La realtà si è chiamata Himalayan Trust e una delle sue prime e stimate iniziative è stata avvicinare i figli di tutti gli sherpa morti in montagna e seguirli dalle scuole elementari o comunque di ogni altro livello, fino alla laurea. In seguito un'altra benemerita fondazione è nata, molti anni dopo, alla morte dell'alpinista francese Benoite Chamoux e alla quale collabora anche Agostino Da Polenza, l'uomo che gestisce la nota Piramide dell'Everest. In forte assonanza con sir Edmund fino a ieri, ma lo sarà anche in seguito, senza alcun dubbio.
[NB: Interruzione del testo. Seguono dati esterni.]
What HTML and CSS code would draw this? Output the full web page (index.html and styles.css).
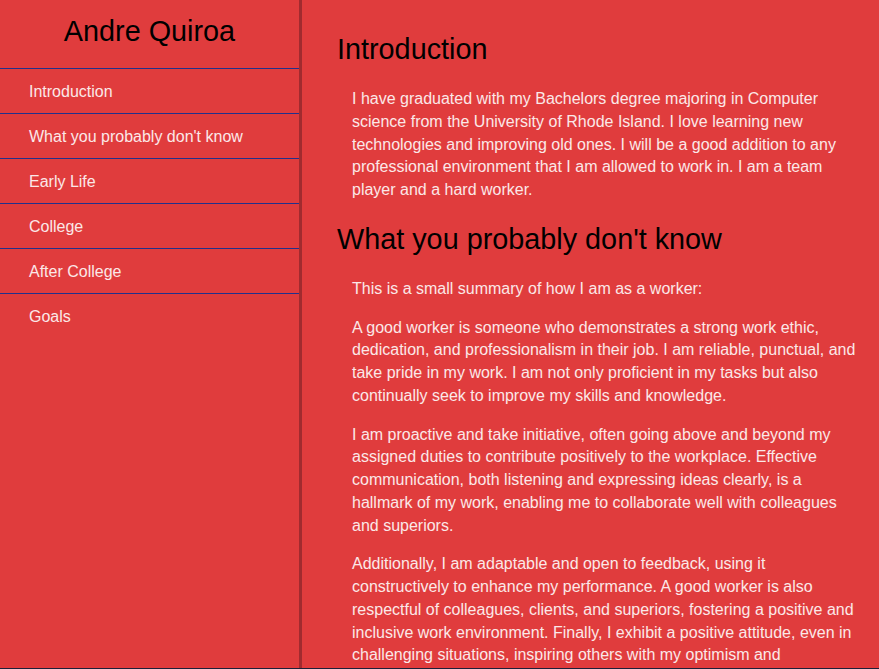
FILE: index.html
```html
<!DOCTYPE html>
<html lang="en">
<head>
<meta charset="utf-8">
<title>Andre Quiroa</title>
<link rel="stylesheet" href="styles.css">
</head>
<body>
<div class="page">
  <nav class="navbar" id="navbar">
    <header class="nav-title">Andre Quiroa</header>
    <a class="nav-link" href="#Introduction">Introduction</a>
    <a class="nav-link" href="#What_you_probably_don't_know">What you probably don't know</a>
    <a class="nav-link" href="#Early_Life">Early Life</a>
    <a class="nav-link" href="#College">College</a>
    <a class="nav-link" href="#After_College">After College</a>
    <a class="nav-link" href="#Goals">Goals</a>
  </nav>
  <main class="main-doc" id="main-doc">
    <section class="main-section" id="Introduction">
      <header class="section-title">Introduction</header>
      <p>I have graduated with my Bachelors degree majoring in Computer science from the University of Rhode Island. I love learning new technologies and improving old ones. I will be a good addition to any professional environment that I am allowed to work in. I am a team player and a hard worker.</p>
    </section>
    <section class="main-section" id="What_you_probably_don't_know">
      <header class="section-title">What you probably don't know</header>
      <p>This is a small summary of how I am as a worker:</p>
      <p>A good worker is someone who demonstrates a strong work ethic, dedication, and professionalism in their job. I am reliable, punctual, and take pride in my work. I am not only proficient in my tasks but also continually seek to improve my skills and knowledge.</p>
      <p>I am proactive and take initiative, often going above and beyond my assigned duties to contribute positively to the workplace. Effective communication, both listening and expressing ideas clearly, is a hallmark of my work, enabling me to collaborate well with colleagues and superiors.</p>
      <p>Additionally, I am adaptable and open to feedback, using it constructively to enhance my performance. A good worker is also respectful of colleagues, clients, and superiors, fostering a positive and inclusive work environment. Finally, I exhibit a positive attitude, even in challenging situations, inspiring others with my optimism and resilience.</p>
    </section>
  </main>
</div>
</body>
</html>
```

FILE: styles.css
```css
* {
  box-sizing: border-box;
}

html, body {
  margin: 0;
  padding: 0;
  height: 100%;
  overflow: hidden;
}

body {
  background: #e03c3d;
  font-family: "Liberation Sans", Arial, sans-serif;
  color: #fbe8e8;
}

.page {
  display: flex;
  height: 100vh;
  border-bottom: 1px solid #1c2038;
  overflow: hidden;
}

.navbar {
  flex: 0 0 302px;
  width: 302px;
  border-right: 3px solid #a12b2f;
  display: flex;
  flex-direction: column;
}

.nav-title {
  height: 68px;
  color: #000;
  font-size: 28.8px;
  text-align: center;
  padding-top: 15px;
  line-height: 33px;
}

.nav-link {
  display: block;
  height: 45px;
  border-top: 1px solid #22308c;
  padding: 1px 0 0 29px;
  line-height: 44px;
  font-size: 16px;
  color: #fbe8e8;
  text-decoration: none;
}

.main-doc {
  flex: 1;
  padding: 33px 23px 0 35px;
  overflow: hidden;
}

.main-section {
  display: block;
}

.section-title {
  display: block;
  color: #000;
  font-size: 28.8px;
  line-height: 33px;
  margin: 0 0 22px;
}

.main-section + .main-section .section-title {
  margin-top: 21px;
}

.main-section p {
  margin: 0 0 16px 15px;
  font-size: 16px;
  line-height: 22.75px;
}
```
Ma l'ultima bella notizia è poi questa: il nostro Silvio Mondinelli, grande anche per essere uno dei sei soli scalatori ad avere salito tutti i 14 ottomila senza ossigeno, si sta preparando per un'altra cosiddetta impresa: scalare l'Everest dai versanti Nord e Sud di seguito, audace fatica che nessuno finora ha mai portato a termine. In quella circostanza Da Polenza e la sua Mountain Equipe installerà agli 8000 metri del Colle Sud la più alta stazione meteo al mondo e Mondinelli porterà sulla cima dell'Everest uno speciale sensore per la temperatura che trasmetterà per sempre.

E proprio ieri è stato deciso che questa novità che non so ancora come chiamare, se magari «notizia dalle stelle» o in altra maniera, sarà comunque dedicata a Sir Edmund Hillary. Un tocco in più alle cime della benemerita Italia.